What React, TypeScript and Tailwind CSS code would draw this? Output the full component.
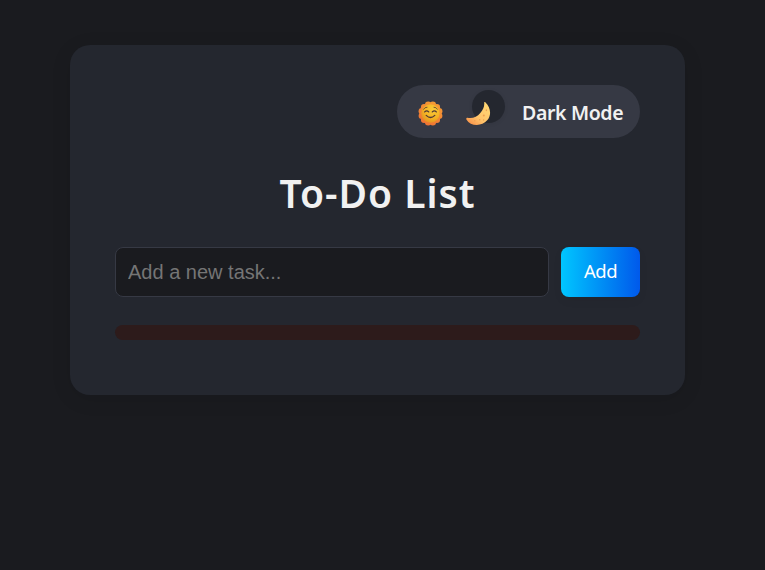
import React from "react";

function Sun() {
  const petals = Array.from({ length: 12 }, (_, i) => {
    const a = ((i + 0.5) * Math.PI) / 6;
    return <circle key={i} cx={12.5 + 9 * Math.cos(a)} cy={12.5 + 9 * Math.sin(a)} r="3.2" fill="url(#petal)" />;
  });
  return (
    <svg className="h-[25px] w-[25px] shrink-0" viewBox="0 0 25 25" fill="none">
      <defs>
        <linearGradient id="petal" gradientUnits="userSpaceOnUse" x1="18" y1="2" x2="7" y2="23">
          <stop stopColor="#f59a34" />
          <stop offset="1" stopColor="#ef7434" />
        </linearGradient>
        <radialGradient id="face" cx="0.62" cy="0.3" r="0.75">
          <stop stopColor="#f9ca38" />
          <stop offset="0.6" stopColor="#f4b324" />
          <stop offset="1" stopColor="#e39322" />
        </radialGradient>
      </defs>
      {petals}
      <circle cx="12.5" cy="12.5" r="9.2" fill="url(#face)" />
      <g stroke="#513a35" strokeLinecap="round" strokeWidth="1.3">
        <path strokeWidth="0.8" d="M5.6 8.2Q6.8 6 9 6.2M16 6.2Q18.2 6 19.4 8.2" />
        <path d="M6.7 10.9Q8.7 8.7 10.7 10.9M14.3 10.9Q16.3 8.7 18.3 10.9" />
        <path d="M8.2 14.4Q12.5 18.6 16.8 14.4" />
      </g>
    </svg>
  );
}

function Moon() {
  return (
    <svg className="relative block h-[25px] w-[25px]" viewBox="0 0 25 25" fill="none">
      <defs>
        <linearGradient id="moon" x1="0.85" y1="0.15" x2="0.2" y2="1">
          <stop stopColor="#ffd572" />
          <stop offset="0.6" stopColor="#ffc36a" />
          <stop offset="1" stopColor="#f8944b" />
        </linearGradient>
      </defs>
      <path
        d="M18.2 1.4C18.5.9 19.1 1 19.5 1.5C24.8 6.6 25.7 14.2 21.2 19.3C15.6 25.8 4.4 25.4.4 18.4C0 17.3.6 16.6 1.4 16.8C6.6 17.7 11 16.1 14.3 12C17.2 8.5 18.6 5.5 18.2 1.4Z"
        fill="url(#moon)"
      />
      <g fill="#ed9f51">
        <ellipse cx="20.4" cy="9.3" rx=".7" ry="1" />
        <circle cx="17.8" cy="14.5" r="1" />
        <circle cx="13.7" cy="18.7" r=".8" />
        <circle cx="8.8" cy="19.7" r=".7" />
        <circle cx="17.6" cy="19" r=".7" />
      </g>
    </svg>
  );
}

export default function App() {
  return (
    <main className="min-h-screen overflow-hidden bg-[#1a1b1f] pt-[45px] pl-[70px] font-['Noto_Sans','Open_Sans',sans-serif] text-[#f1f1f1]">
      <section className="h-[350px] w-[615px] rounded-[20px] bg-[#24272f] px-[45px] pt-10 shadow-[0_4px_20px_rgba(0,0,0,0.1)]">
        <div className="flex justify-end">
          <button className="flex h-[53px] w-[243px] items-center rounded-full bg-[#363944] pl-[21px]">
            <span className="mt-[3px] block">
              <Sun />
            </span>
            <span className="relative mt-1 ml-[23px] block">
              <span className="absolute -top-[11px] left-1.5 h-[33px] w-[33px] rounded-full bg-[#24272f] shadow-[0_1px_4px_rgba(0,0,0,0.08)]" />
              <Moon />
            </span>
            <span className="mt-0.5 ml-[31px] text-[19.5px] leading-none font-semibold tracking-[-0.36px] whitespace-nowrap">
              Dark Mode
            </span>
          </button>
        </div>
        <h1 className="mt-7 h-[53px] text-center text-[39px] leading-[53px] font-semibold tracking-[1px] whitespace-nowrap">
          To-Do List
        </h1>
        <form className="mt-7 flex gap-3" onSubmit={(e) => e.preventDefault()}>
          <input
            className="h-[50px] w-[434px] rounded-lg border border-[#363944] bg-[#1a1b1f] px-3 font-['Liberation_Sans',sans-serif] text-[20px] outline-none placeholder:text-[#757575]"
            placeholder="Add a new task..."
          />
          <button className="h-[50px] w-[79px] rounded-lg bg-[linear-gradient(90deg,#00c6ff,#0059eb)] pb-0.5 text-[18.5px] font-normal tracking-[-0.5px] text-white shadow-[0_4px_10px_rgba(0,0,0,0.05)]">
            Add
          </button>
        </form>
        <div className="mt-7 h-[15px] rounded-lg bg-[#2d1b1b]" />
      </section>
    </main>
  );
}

> _WORK REQUIRED_
From the first line of the listing above, repeat every line through the one holding "import React from". Both ends count, and pictures stay out.

> _WRITTEN RESPONSE_
What React, TypeScript and Tailwind CSS code would draw this? Output the full component.
import React from "react";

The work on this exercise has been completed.